Sample problems are frequently downplayed in DSM evaluations. For example, a recent residential evaluation found that the surveyed non- participant sample used 30% more energy in the pre-program year than either the participant population or sample. The text noted that the usage is "moderately higher" and then stated "These differences are controlled for in both the participation decision and energy impact model" In the same report, evaluating another customer sector, a table of summary statistics reveals that the surveyed participant sample used 20% less electricity in the pre-program period than the full participant population or the non- participant sample.
The text accompanying the table stated "The three groups are roughly similar in terms of initial consumption". However, the differences were highly statistically significant and clearly of practical significance. In addition, a simple pre/post savings calculation indicates that the participant sample had apparent net savings 40% lower than the participant population. A logit participation model indicated that pre- program energy usage is the only significant determinant of participation.
This "finding" was then incorporated into an SAE model, attempting to adjust the impact estimates for differences between the participants and non-participants that may only exist due to non-response bias, not actual population differences. Ironically, the net result of the two stage modeling process was a savings estimate indistinguishable (within 5 kWh/yr.) from the simple pre/post comparison of the analysis samples. It is not clear what relation this savings estimate bears to the actual program impact, although one could make a reasonable argument that it is 40% too low given the sample bias.
Because of the underlying assumptions about sample representativeness which all evaluation methods rely upon to some extent, a detailed assessment of sample representativeness should be an integral component of all evaluations. This assessment needs to go beyond simple means and t-tests (which are commonly misinterpreted as proving that the two groups are the same, and are subject to type II error).

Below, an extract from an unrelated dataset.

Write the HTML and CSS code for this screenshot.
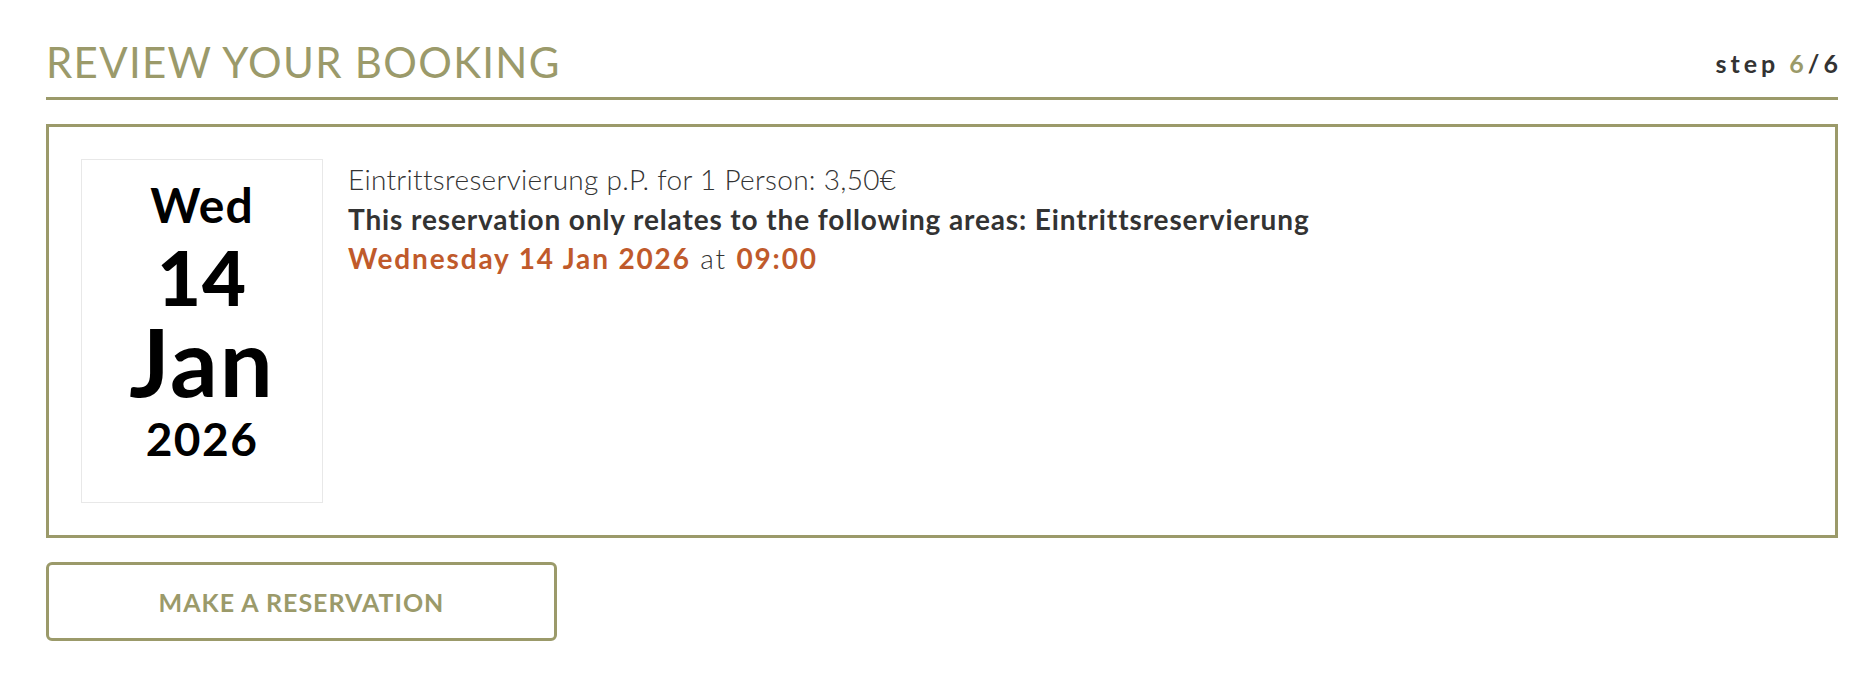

Comparisons should be made between all relevant groups (populations, initial samples, and final analysis samples) on all available variables (e.g., sector, building size, occupancy, major end uses, energy usage, measure types, predicted savings, and all variables used in statistical models). The comparisons should include an analysis of the similarity of the distributions (not just means) of the variables particularly including the "tails" (regression models tend to give the greatest weight to extreme observations, making the representativeness of such values in the sample critical).

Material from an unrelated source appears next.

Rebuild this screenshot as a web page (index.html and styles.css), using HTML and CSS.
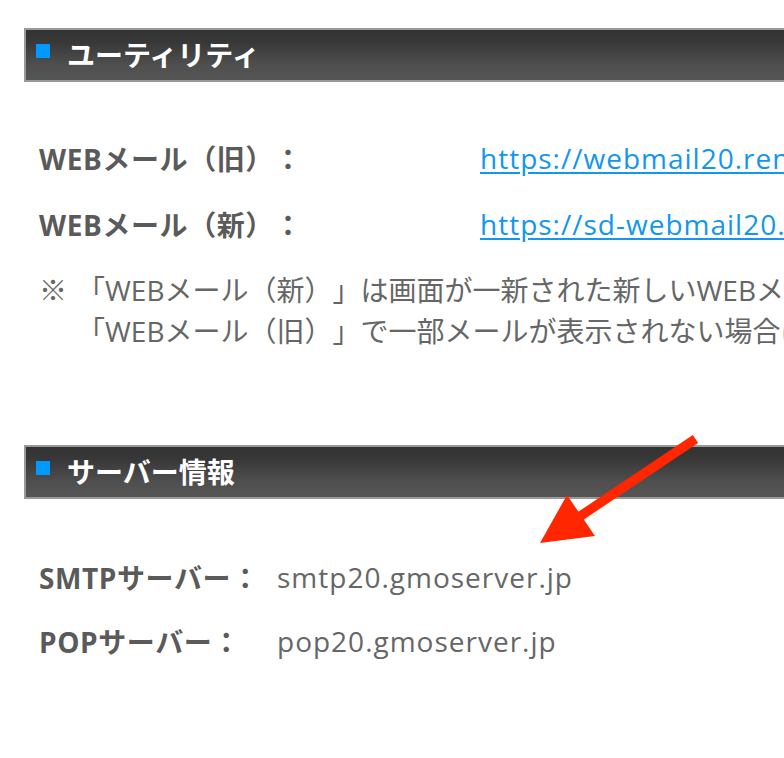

Graphical approaches (e.g. histograms or quantile-quantile plots) and/or simple reporting of percentiles (e.g., min, 1st, 5th, 10th, 25th, 50th, etc.) could be used. For variables in regression models which frequently take on zero values (e.g., dummy variables), the proportion of zeros and the distribution of the remaining values (if they vary) should be reported.
While these proposed requirements may seem onerous in comparison to typical practices, compliance should be relatively easy since almost any statistics package can produce these results easily. The sheer quantity of information may be overwhelming in some cases and will require a clear presentation format and a useful narrative. In addition to assessing representativeness, the resulting information should also provide greater insight into participant characteristics.
The reporting on the model is often brief and provides few analyses or discussions such as described in this paper. Many evaluations don't provide even basic summary statistics on the variables in the model. In addition to what isn't reported, much of what is reported is unsupported in the data provided or indicative of a statistical misinterpretation. A typical example, from a peer-reviewed evaluation paper, presented the usual SAE model output table. The narrative with the model stated that the model was good because the r-squared was high, most variables were statistically significant, and all but one variable had the right sign. There are several problems with this narrative.
First, r-squared is a poor indicator of model performance, particularly for SAE models, because the dependent variable is post- program usage, not savings, and pre and post program usage are highly correlated. Therefore, the r-squared will typically be very high (>.9) even if the only explanatory variable is pre-program usage. The value of r- squared will be dominated by this underlying correlation, regardless of the quality of the model. In practice, few SAE models provide a substantial increase in this already high r-squared.
Second, if most variables in a model have t-statistics greater than 2 it doesn't mean that the model specification is correct, or that the t-statistics are correct, or that these statistically significant factors have any practical significance in understanding usage variations (particularly true when dummy variables take on almost all zero values). Many evaluators mistake statistical significance for accuracy. For example, in another recent paper the authors stated that the "analysis produced very accurate (i.e., statistically significant) results".
The problems with internal measures of uncertainty such as t-statistics was summarized quite well by famed quality expert and statistician W.E. Deming who noted, "Statistical 'significance' by itself is not a rational basis for action." (see reference 6. below) There are many threats to the validity of standard errors from SAE-type regression models (only some of which have been described in this paper) and therefore it may not be wise to rely upon them to assess uncertainty.
The third problem with the example narrative is the claim that all but one variable has the anticipated sign. A brief examination of the coefficients indicates that of the 11 "control" variables in the model which actually have an anticipated sign and supposedly had the right sign, four clearly have incorrect signs (often two variables indicating opposite responses to a question both had the same sign, e.g. floor space increased and floor space decreased were both associated with increased usage).
Unfortunately, the problems with model assessment and interpretation in this example are not uncommon. It is unusual to find a discussion which explains what the model accomplished, why it makes sense, which variables affected the results, what other specifications were tried, why the presented model was selected, whether there were any problems with outliers, the extent to which assumptions were violated, analytical choices made and their impacts on the results, etc.. Quality evaluations include these analyses and provide this level of detail because they recognize the many potential threats to validity.
Given this political climate, regulators need to adopt minimum analysis and reporting requirements to change the status quo. The added cost of compliance should be modest for evaluators who follow principles of sound data analysis, because all of the proposed analyses need to be performed anyway. The only added costs are in presentation of results and more detailed explanations of the analysis process.